Census data indicating that there were 262,000 transgender people in England and Wales has been found unreliable and can no longer be considered an official statistic following a report from the UK’s statistics watchdog.
The Office for Statistics Regulation said in its report that the data should no longer be considered “accredited official statistics” after its investigation found that a significant number of people likely misunderstood the question.
The 2021 census asked respondents: “Is the gender you identify with the same as your sex registered at birth?”, which resulted in a response suggesting that 262,000 people, or 0.55% of the population, were trans.
“The question developed to determine the size of the trans population of England and Wales did not work as intended. The evidence indicates that people may have found the question confusing and therefore gave a response that did not reflect their gender identity,” the watchdog’s report reads, continuing, “This appears to be more likely for people who do not speak English as their first language”.
This is the first time census data has been downgraded in the UK since the establishment of Office for Statistics Regulation before the 2011 census.

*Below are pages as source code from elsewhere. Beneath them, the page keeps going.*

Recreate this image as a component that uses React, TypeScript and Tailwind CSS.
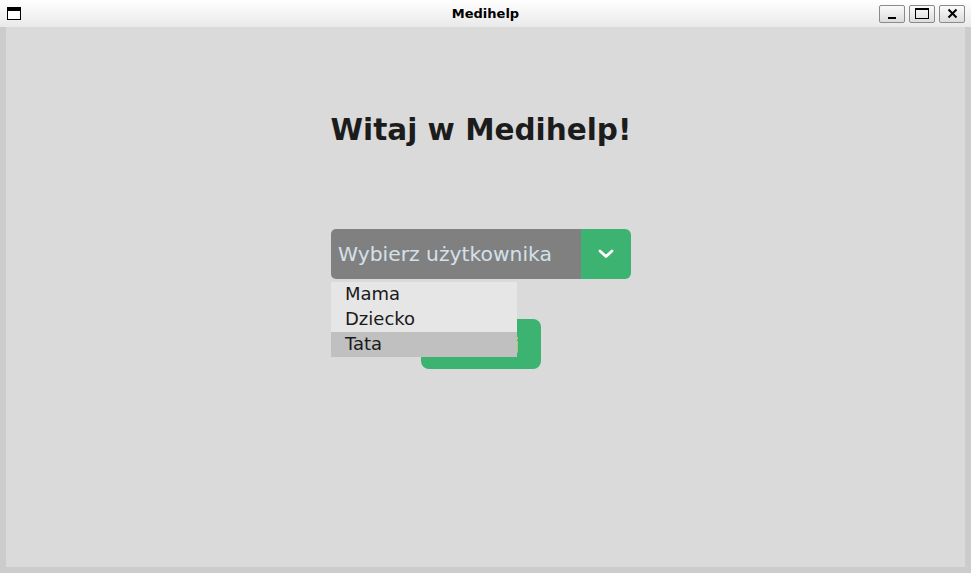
import { useState } from 'react'

const USERS = ['Mama', 'Dziecko', 'Tata']

function TitleButton({ children }: { children: React.ReactNode }) {
  return (
    <div className="w-[26px] h-[18px] flex items-center justify-center border border-[#8a8a8a] rounded-[2px] bg-gradient-to-b from-[#fbfbfb] to-[#dcdcdc]">
      {children}
    </div>
  )
}

function TitleBar() {
  return (
    <div className="relative h-[27px] flex items-center bg-gradient-to-b from-[#ffffff] to-[#e9e9e9] shrink-0">
      <div className="ml-[7px] w-[14px] h-[13px] border border-black border-t-[4px] bg-white" />
      <div className="absolute left-0 right-0 top-0 h-[27px] flex items-center justify-center pointer-events-none">
        <span className="text-[13px] font-bold text-black">Medihelp</span>
      </div>
      <div className="ml-auto mr-[6px] flex gap-[4px]">
        <TitleButton>
          <div className="w-[8px] h-[2px] bg-black mt-[8px]" />
        </TitleButton>
        <TitleButton>
          <div className="w-[14px] h-[11px] border border-black border-t-[2px]" />
        </TitleButton>
        <TitleButton>
          <svg width="11" height="11" viewBox="0 0 11 11">
            <path d="M1.5 1.5 L9.5 9.5 M9.5 1.5 L1.5 9.5" stroke="black" strokeWidth="2" />
          </svg>
        </TitleButton>
      </div>
    </div>
  )
}

export default function App() {
  const [selected] = useState(2)

  return (
    <div
      className="w-[971px] h-[573px] flex flex-col bg-[#cccccc] overflow-hidden"
      style={{ fontFamily: '"DejaVu Sans", sans-serif' }}
    >
      <TitleBar />
      <div className="flex-1 flex px-[6px] pb-[6px]">
        <div className="flex-1 bg-[#dadada]">
          <div className="ml-[325px] w-[300px] flex flex-col items-center">
            <h1 className="mt-[85px] whitespace-nowrap text-[29.5px] leading-[36px] font-bold text-[#1c1c1c]">
              Witaj w Medihelp!
            </h1>

            <div className="relative mt-[81px] w-[300px] h-[50px] flex rounded-[6px] overflow-visible">
              <div className="flex-1 flex items-center pl-[7px] bg-[#808080] rounded-l-[5px] text-[20.3px] text-[#d4e0ea]">
                Wybierz użytkownika
              </div>
              <div className="w-[50px] flex items-center justify-center bg-[#3cb371] rounded-r-[6px]">
                <svg width="16" height="10" viewBox="0 0 16 10">
                  <path d="M2 2 L8 7.5 L14 2" fill="none" stroke="white" strokeWidth="2.8" strokeLinecap="round" strokeLinejoin="round" />
                </svg>
              </div>

              <ul className="absolute left-0 top-[53px] w-[186px] bg-[#e6e6e6] z-10">
                {USERS.map((u, i) => (
                  <li
                    key={u}
                    className={`h-[25px] pl-[14px] pb-[2px] flex items-center text-[18px] text-[#1a1a1a] ${
                      i === selected ? 'bg-[#c0c0c0]' : ''
                    }`}
                  >
                    {u}
                  </li>
                ))}
              </ul>
            </div>

            <button
              type="button"
              className="mt-[40px] w-[120px] h-[50px] rounded-[8px] bg-[#3cb371] text-white text-[18px] font-bold"
            >
              Zaloguj
            </button>
          </div>
        </div>
      </div>
    </div>
  )
}
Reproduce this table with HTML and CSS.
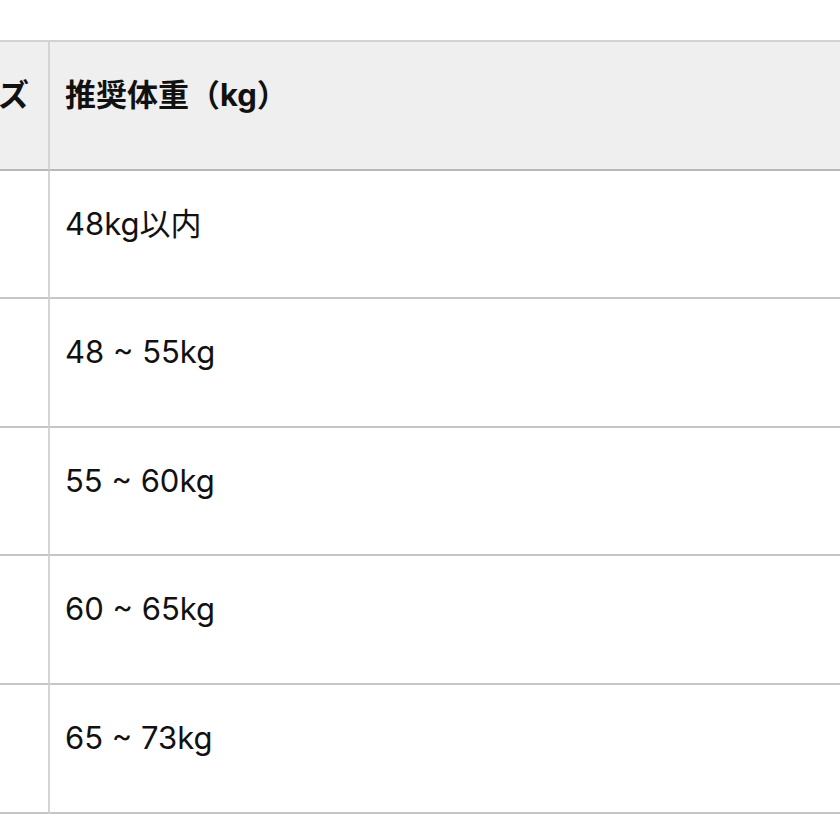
FILE: index.html
```html
<!DOCTYPE html>
<html lang="ja">
<head>
<meta charset="utf-8">
<link rel="stylesheet" href="styles.css">
</head>
<body>
<div class="wrap">
  <table class="size-table">
    <colgroup>
      <col class="col-size">
      <col class="col-weight">
    </colgroup>
    <thead>
      <tr>
        <th class="c-size"><div class="clip">サイズ</div></th>
        <th class="c-weight">推奨体重（kg）</th>
      </tr>
    </thead>
    <tbody>
      <tr><td class="c-size"></td><td class="c-weight">48kg以内</td></tr>
      <tr><td class="c-size"></td><td class="c-weight">48 ~ 55kg</td></tr>
      <tr><td class="c-size"></td><td class="c-weight">55 ~ 60kg</td></tr>
      <tr><td class="c-size"></td><td class="c-weight">60 ~ 65kg</td></tr>
      <tr><td class="c-size"></td><td class="c-weight">65 ~ 73kg</td></tr>
    </tbody>
  </table>
</div>
</body>
</html>
```
FILE: styles.css
```css
html, body {
  margin: 0;
  padding: 0;
  background: #ffffff;
}
body {
  font-family: "Inter", "Noto Sans CJK JP", sans-serif;
  color: #111111;
  overflow: hidden;
}
.wrap {
  padding-top: 40px;
}
.size-table {
  width: 100%;
  table-layout: fixed;
  border-collapse: separate;
  border-spacing: 0;
  border-top: 2px solid #d2d2d2;
}
.col-size {
  width: 50px;
}
.size-table th,
.size-table td {
  box-sizing: border-box;
  height: 128.6px;
  padding: 33px 0 0 15px;
  vertical-align: top;
  text-align: left;
  font-size: 31px;
  line-height: 40px;
  border-bottom: 2px solid #c6c6c6;
  white-space: nowrap;
}
.size-table th {
  background: #efefef;
  font-weight: 700;
  border-bottom-color: #b8b8b8;
}
.size-table td {
  font-weight: 400;
}
.size-table .c-size {
  padding: 33px 0 0 0;
  border-right: 2px solid #d4d4d4;
}
.clip {
  display: flex;
  justify-content: flex-end;
  overflow: hidden;
  padding-right: 19px;
}
```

The development comes after “concerns” were raised with the Office for National Statistics, as well as the regulator, about “the published estimates of the trans population,” concerns that “extended to the relationship between gender identity and proficiency in English” as more data were published.
Those concerns were raised after areas with large, migrant populations such as Brent and Newham in London, as well as Luton town, were found to have a disproportionately high number of trans people.

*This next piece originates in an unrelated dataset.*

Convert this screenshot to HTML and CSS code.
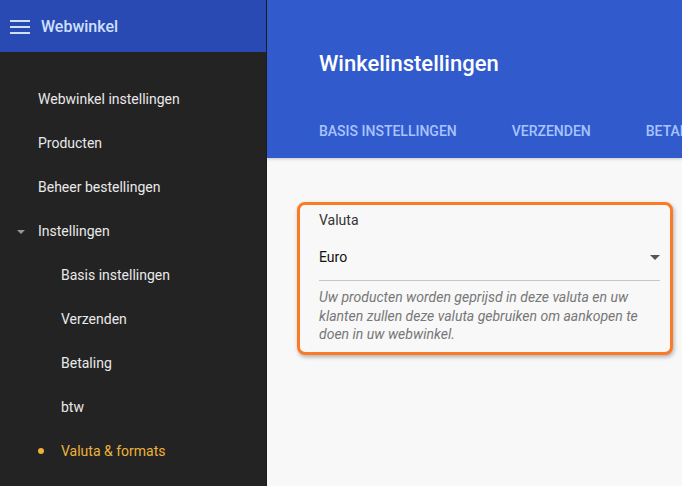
FILE: index.html
```html
<!DOCTYPE html>
<html lang="nl">
<head>
<meta charset="utf-8">
<title>Winkelinstellingen</title>
<link rel="stylesheet" href="styles.css">
</head>
<body>
<div class="app">
  <aside class="sidebar">
    <div class="side-head">
      <svg class="burger" width="20" height="14" viewBox="0 0 20 14"><rect x="0" y="0" width="20" height="2" fill="#cfe0ff"/><rect x="0" y="6" width="20" height="2" fill="#cfe0ff"/><rect x="0" y="12" width="20" height="2" fill="#cfe0ff"/></svg>
      <span class="brand">Webwinkel</span>
    </div>
    <nav class="nav">
      <div class="item">Webwinkel instellingen</div>
      <div class="item">Producten</div>
      <div class="item">Beheer bestellingen</div>
      <div class="item open"><span class="caret"></span>Instellingen</div>
      <div class="item sub">Basis instellingen</div>
      <div class="item sub">Verzenden</div>
      <div class="item sub">Betaling</div>
      <div class="item sub">btw</div>
      <div class="item sub active"><span class="dot"></span>Valuta &amp; formats</div>
    </nav>
  </aside>
  <main class="main">
    <header class="header">
      <h1 class="title">Winkelinstellingen</h1>
      <div class="tabs">
        <span class="tab">Basis instellingen</span>
        <span class="tab">Verzenden</span>
        <span class="tab">Betaling</span>
      </div>
    </header>
    <section class="content">
      <div class="card">
        <div class="label">Valuta</div>
        <div class="select">
          <span>Euro</span>
          <span class="arrow"></span>
        </div>
        <p class="hint">Uw producten worden geprijsd in deze valuta en uw klanten zullen deze valuta gebruiken om aankopen te doen in uw webwinkel.</p>
      </div>
    </section>
  </main>
</div>
</body>
</html>
```

FILE: styles.css
```css
* { box-sizing: border-box; }
html, body { margin: 0; padding: 0; }
body {
  font-family: Roboto, "Liberation Sans", sans-serif;
  width: 682px;
  height: 486px;
  overflow: hidden;
  background: #f8f8f8;
}
.app {
  display: flex;
  height: 486px;
}
.sidebar {
  width: 267px;
  flex: none;
  background: #232323;
  border-right: 1px solid #1c1c1c;
}
.side-head {
  height: 52px;
  background: #2a4ab3;
  display: flex;
  align-items: center;
  padding-left: 10px;
}
.burger { margin-right: 11px; margin-top: 1px; }
.brand {
  color: #cfe0ff;
  font-size: 16px;
  font-weight: 500;
}
.nav { padding-top: 25px; }
.item {
  height: 44px;
  display: flex;
  align-items: center;
  padding-left: 38px;
  color: #e9e9e9;
  font-size: 14px;
  position: relative;
}
.item.sub { padding-left: 61px; }
.caret {
  position: absolute;
  left: 17px;
  top: 21px;
  width: 0; height: 0;
  border-left: 4px solid transparent;
  border-right: 4px solid transparent;
  border-top: 4px solid #959595;
}
.item.active { color: #eeb23a; }
.dot {
  position: absolute;
  left: 38px;
  top: 19px;
  width: 6px; height: 6px;
  border-radius: 50%;
  background: #eeb23a;
}
.main {
  flex: 1;
  display: flex;
  flex-direction: column;
  min-width: 0;
  overflow: hidden;
}
.header {
  height: 158px;
  flex: none;
  background: #315bcd;
  padding-left: 52px;
  box-shadow: 0 1px 3px rgba(0,0,0,0.2);
  position: relative;
  z-index: 1;
}
.title {
  margin: 0;
  padding-top: 50px;
  color: #ffffff;
  font-size: 22px;
  font-weight: 500;
  line-height: 28px;
}
.tabs {
  display: flex;
  gap: 55px;
  margin-top: 44px;
  white-space: nowrap;
}
.tab {
  color: #a9c3ff;
  font-size: 14px;
  font-weight: 500;
  text-transform: uppercase;
  line-height: 18px;
}
.content {
  flex: 1;
  padding: 44px 10px 0 30px;
}
.card {
  width: 376px;
  border: 3px solid #fb7a28;
  border-radius: 8px;
  box-shadow: 1px 2px 4px rgba(0,0,0,0.3);
  padding: 6px 10px 8px 19px;
  background: #f8f8f8;
}
.label {
  font-size: 14px;
  color: #333;
  line-height: 18px;
}
.select {
  margin-top: 18px;
  display: flex;
  justify-content: space-between;
  align-items: center;
  font-size: 14px;
  color: #111;
  height: 20px;
  padding-right: 0;
}
.arrow {
  width: 0; height: 0;
  border-left: 5px solid transparent;
  border-right: 5px solid transparent;
  border-top: 5px solid #555;
}
.hint {
  margin: 13px 0 0;
  padding-top: 7px;
  border-top: 1px solid #c6c6c6;
  font-size: 14px;
  font-style: italic;
  color: #777;
  line-height: 18.5px;
  padding-right: 3px;
}
```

Campaigning and consultancy group, Fair Play for Women, said of the news that the ONS team in charge of designing the census “were captured by gender ideologues” and that basic questionnaire design principles were “abandoned in favour of ideological language and motives”.

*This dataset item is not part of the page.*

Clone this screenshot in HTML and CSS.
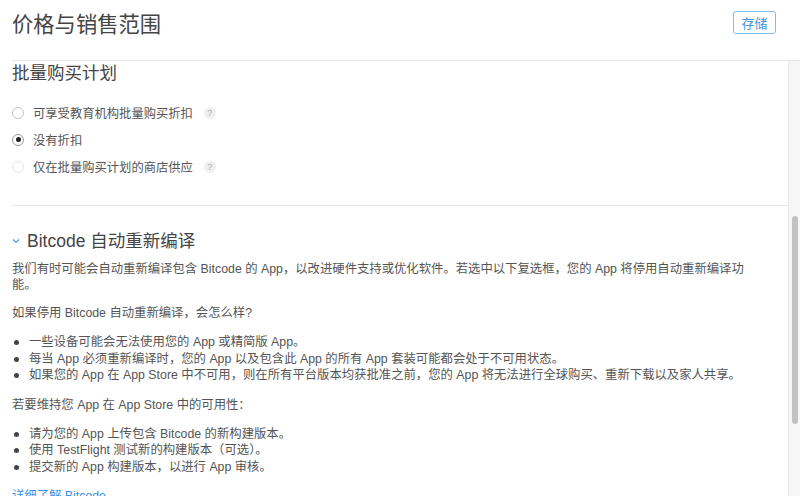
FILE: index.html
```html
<!DOCTYPE html>
<html>
<head>
	<meta charset="utf-8">
	<title>价格与销售范围</title>
	<link rel="stylesheet" href="styles.css">
</head>
<body>
<div class="page">

	<header class="topbar">
		<h1 class="title">价格与销售范围</h1>
		<button class="save">存储</button>
	</header>

	<div class="body">
		<main class="content">

			<section class="purchase">
				<h2 class="heading">批量购买计划</h2>
				<div class="options">
					<label class="option">
						<span class="radio"></span>
						<span>可享受教育机构批量购买折扣</span>
						<span class="help">?</span>
					</label>
					<label class="option">
						<span class="radio checked"></span>
						<span>没有折扣</span>
					</label>
					<label class="option">
						<span class="radio disabled"></span>
						<span>仅在批量购买计划的商店供应</span>
						<span class="help">?</span>
					</label>
				</div>
			</section>

			<section class="bitcode">
				<h2 class="heading toggle">
					<svg class="chev" width="8" height="6" viewBox="0 0 8 6"><polyline points="1,1.5 4,4.5 7,1.5" fill="none" stroke="#4a9ce8" stroke-width="1.2"/></svg>
					<span>Bitcode 自动重新编译</span>
				</h2>
				<p>我们有时可能会自动重新编译包含 Bitcode 的 App，以改进硬件支持或优化软件。若选中以下复选框，您的 App 将停用自动重新编译功能。</p>
				<p>如果停用 Bitcode 自动重新编译，会怎么样?</p>
				<ul>
					<li>一些设备可能会无法使用您的 App 或精简版 App。</li>
					<li>每当 App 必须重新编译时，您的 App 以及包含此 App 的所有 App 套装可能都会处于不可用状态。</li>
					<li>如果您的 App 在 App Store 中不可用，则在所有平台版本均获批准之前，您的 App 将无法进行全球购买、重新下载以及家人共享。</li>
				</ul>
				<p>若要维持您 App 在 App Store 中的可用性：</p>
				<ul>
					<li>请为您的 App 上传包含 Bitcode 的新构建版本。</li>
					<li>使用 TestFlight 测试新的构建版本（可选）。</li>
					<li>提交新的 App 构建版本，以进行 App 审核。</li>
				</ul>
				<a class="more" href="#">详细了解 Bitcode</a>
			</section>

		</main>

		<!-- fake scrollbar -->
		<div class="track"><div class="thumb"></div></div>
	</div>

</div>
</body>
</html>
```

FILE: styles.css
```css
body{
	margin: 0;
	font-family: "Liberation Sans", "Noto Sans CJK SC", sans-serif;
	color: #555;
	background: #fff;
}

.page{
	width: 800px;
	height: 496px;
	display: flex;
	flex-direction: column;
	overflow: hidden;
}

.topbar{
	height: 44px;
	padding: 0 24px 16px 0;
	margin-left: 12px;
	border-bottom: 1px solid #e6e6e6;
	display: flex;
	align-items: center;
	justify-content: space-between;
}

.title{
	margin: 0;
	font-size: 21.3px;
	font-weight: normal;
	color: #444;
}

.save{
	width: 43px;
	height: 23px;
	padding: 0;
	border: 1px solid #7fbcf2;
	border-radius: 3px;
	background: #fff;
	color: #3f96e6;
	font-family: inherit;
	font-size: 13px;
	margin-top: 1px;
}

.body{
	flex: 1;
	display: flex;
	min-height: 0;
}

.content{
	flex: 1;
	padding-left: 12px;
	overflow: hidden;
}

.heading{
	margin: 0;
	font-size: 17.5px;
	font-weight: normal;
	line-height: 24px;
	color: #444;
}

.purchase{
	padding-bottom: 25px;
	border-bottom: 1px solid #e6e6e6;
}

.options{
	margin-top: 14px;
	font-size: 12.3px;
}

.option{
	display: flex;
	align-items: center;
	height: 27px;
}

.radio{
	width: 10px;
	height: 10px;
	border: 1px solid #c4c4c4;
	border-radius: 50%;
	margin-right: 9px;
	display: flex;
	align-items: center;
	justify-content: center;
}
.radio.checked{border-color: #999;}
.radio.checked::after{
	content: "";
	width: 5px;
	height: 5px;
	border-radius: 50%;
	background: #222;
}
.radio.disabled{border-color: #e6e6e6;}

.help{
	width: 12px;
	height: 12px;
	margin-left: 11px;
	border-radius: 50%;
	background: #f0f0f0;
	color: #aaa;
	font-size: 9px;
	line-height: 12px;
	text-align: center;
}

.bitcode{
	padding-top: 23px;
	padding-right: 41px;
	font-size: 12.35px;
	line-height: 16px;
}

.toggle{
	display: flex;
	align-items: center;
	margin-bottom: 8px;
}
.chev{margin: 0 7px 0 0;}

.bitcode p{margin: 0 0 12px;}

.bitcode ul{
	list-style: none;
	padding: 0;
	margin: 13px 0 13px;
}
.bitcode li{
	display: flex;
	line-height: 16.5px;
}
.bitcode li::before{
	content: "";
	flex: none;
	width: 5px;
	height: 5px;
	border-radius: 50%;
	background: #444;
	margin: 6px 10px 0 2px;
}

.more{
	display: block;
	margin-top: 11px;
	color: #3a8ee6;
	text-decoration: none;
}

.track{
	width: 11px;
	background: #f6f6f6;
	border-left: 1px solid #e8e8e8;
	padding-top: 155px;
}
.thumb{
	width: 6px;
	height: 208px;
	margin-left: 3px;
	border-radius: 3px;
	background: #c2c2c2;
}
```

“Rather than simply asking ‘are you transgender’ the gender activists wanted to embed the idea that *everyone* has a gender identity. Everyone was expected to declare whether their ‘gender identity’ matched sex. They failed. This isn’t a well established concept. It’s activist language,” the organisation wrote in a statement on X.
“Millions of pounds wasted, the opportunity to capture good data on the size of the trans community lost,” it added.
In its report, the statistics regulator acknowledged that the content and tone of the published communication from the ONS “has been somewhat closed and at times defensive” and that concerns were raised that the ONS had been “captured by interest groups, leading to a lack of objectivity”.
“We found no evidence of this form of bias through any of our work. We consider it regrettable that ONS’s defensiveness has created an impression of bias to some external observers,” the watchdog stated.
In its report, the statistics regulator requested that the gender identity estimates “no longer be accredited official statistics” but rather should be considered “official statistics in development”.
Director General of the OSR, Ed Humpherson said: “We welcome ONS’s request to us to remove the accreditation of these statistics.
“Our report sets out the reasons that the statistics do not comply in full with the Code of Practice for Statistics, together with the lessons that emerge for ONS, and OSR.”